Wes (22:52): But, I’ve been around long enough in higher education to understand that EdTech is the most complicated area of, you know, modern day higher education.
Ashish Fernando (23:02): For sure.
Wes (23:03): And there’s a lot of risk in in moving in specific ideas and projects. Having partners that are already moving in that direction, in in that space, and can share kind of the visioning that the presidents have as a starting point, and then, and then be the builders,
Ashish Fernando (23:25): Mhm.
Wes (23:26): to me, that’s like an ideal marriage of collaboration partners and presidents saying, okay, we’re going to work on this together.
Ashish Fernando (23:31): Yeah, well said. It’s, yeah, you, it’s thinkers, movers, and builders. And yeah, like, being on the build side, yeah, that’s that’s that’s our bread and butter. You know, it’s…
Wes (23:44): Yeah, and that’s and that’s really what what these presidents and these institutions need now is partners that are saying, let us take this incredible technology, let us apply it in ways and then perfect it with you. Like, let’s partner on these things and move it together.
Ashish Fernando (24:02): Yes. Your best business analyst is your customer.

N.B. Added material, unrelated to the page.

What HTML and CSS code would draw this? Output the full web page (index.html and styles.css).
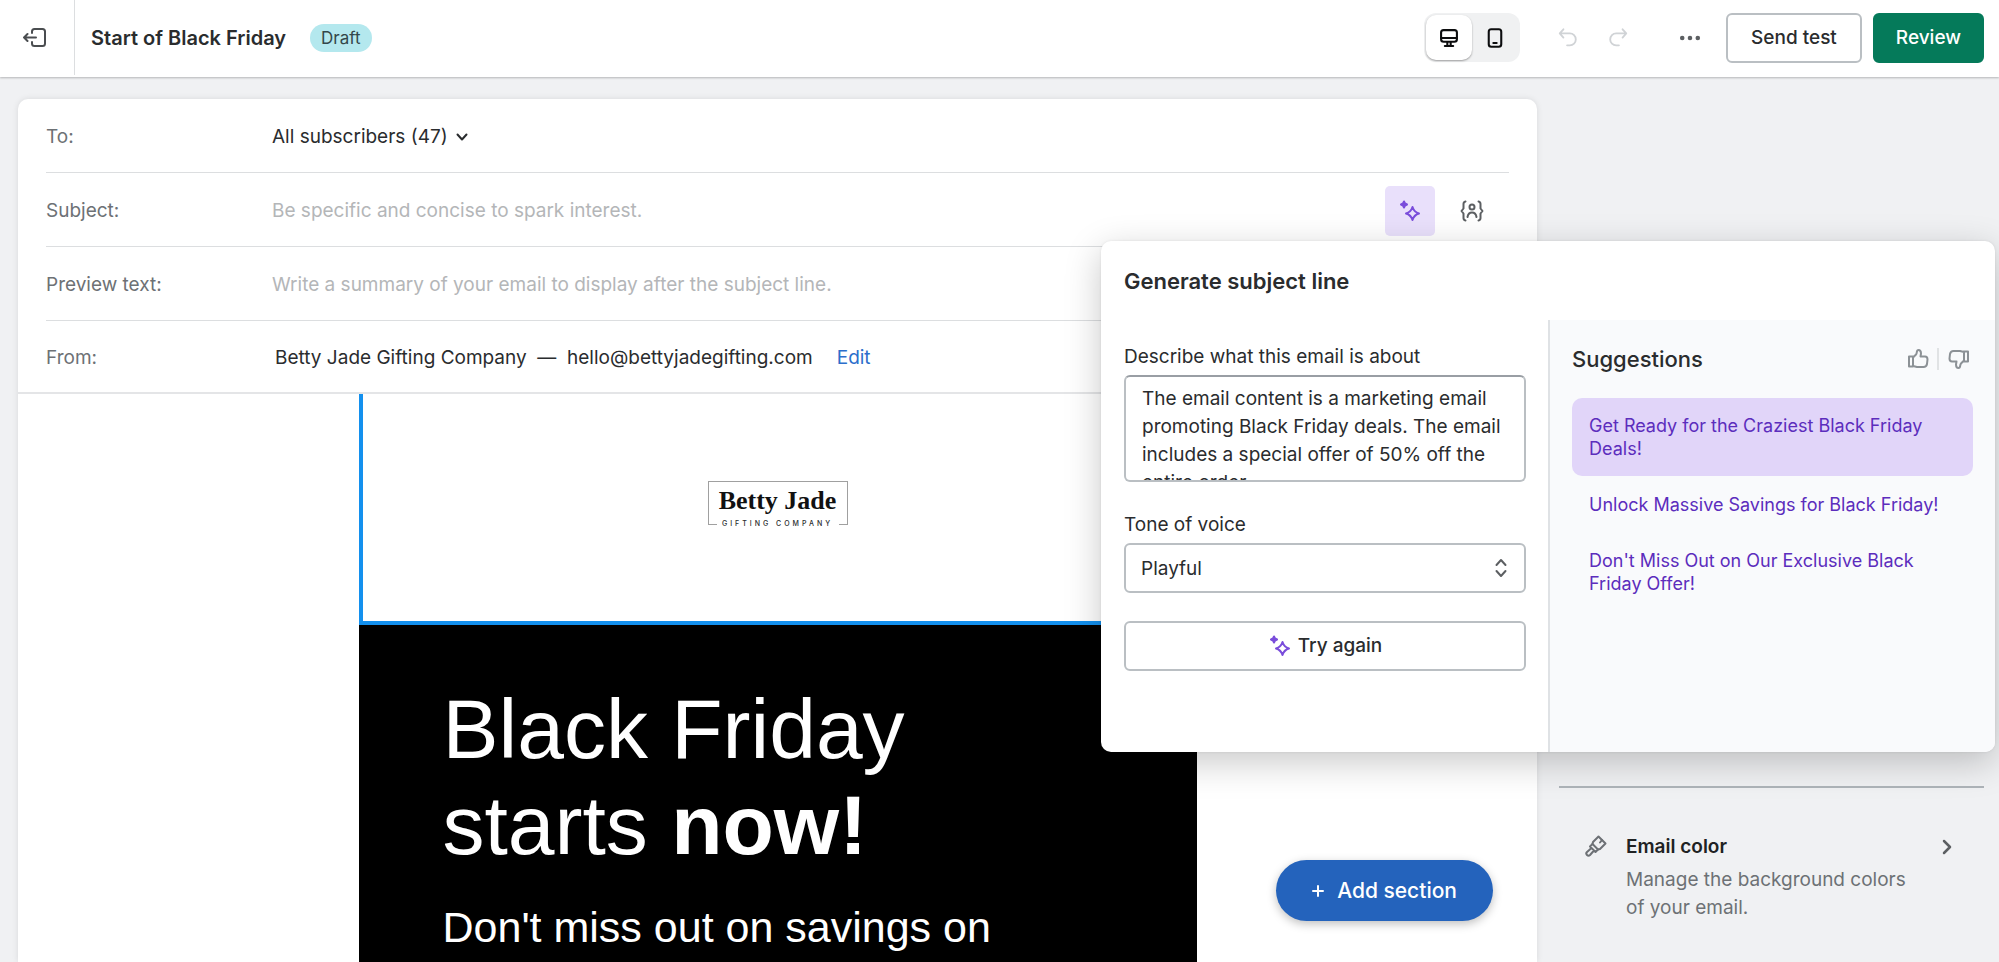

That’s, you know, and so every time we build we’re like, you know, our teams will sit and be like, oh my god, Ashish, look at this proof of concept, looks great. Well, did you talk to a customer? If not, then I’m not even looking at it, right? So, just being here to just kind of understand all of that and just say, let’s build in the direction that we as a combined unit think is is the right direction. I think we’ll move, not just us fast, but also all of these institutions, presidents. Yeah. Yeah, I’m pretty excited for it.
Wes (24:37): Agreed. I think that’s one of the strengths that the forum has is our partners are experts in different areas, especially in the tech world.
Ashish Fernando (25:09): Mhm, yeah.
Wes (25:10): And being able to have that expertise on hand to give counsel, advice, thinking, best thinking, to presidents is really valuable for us. So, we’re looking forward to doing that.
Ashish Fernando (25:21): Absolutely. Same here. Thank you for having me.
Wes (25:23): Thanks thanks for joining us.